A year ago I did a posting about Twentytwo Bishopsgate, which is about to be the tallest Big Thing in the City of London Big Thing Clump. It featured this explanatory image of what was then about to happen to that Big City Clump:
I’m not sure what the current status of “1 Undershaft” is just now, which is potentially the biggest Big City Thing of the lot. I seem to recall reading that there were delays. The internet now seems rather coy about this project. 22 Bishopsgate, however, is roaring upwards.
And no photo I have so far taken of 22 Bishopsgate illustrates the scale of this roar better than this one, which I took yesterday, when on my way from Angel to the City, which means that I was approaching the Big City Clump from a northerly direction:
What we see there is what used to be one of the City’s biggest Big Things, the NatWest Tower, or “Tower 42” as they now want us to call it.

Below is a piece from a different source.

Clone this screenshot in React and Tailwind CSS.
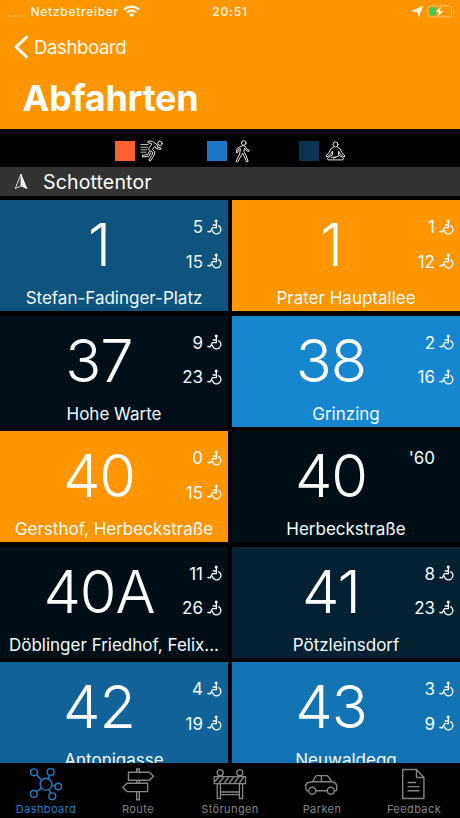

Behind it, dwarfing it, still not as big as it will be, is 22 Bishopsgate.
When I took this photo, such is my eyesight that I wasn’t sure if I was looking at the actual Tower 42, or a reflection of it in the glass surface of 22 Bishopsgate. It just seemed too small to be the actual Big Thing itself. But clearly, it is.
In the graphic above with all the names, Tower 42 is now so small and so antique that it doesn’t even get named. It’s the dark one on the left, behind where it says “Mitsubishi Tower”.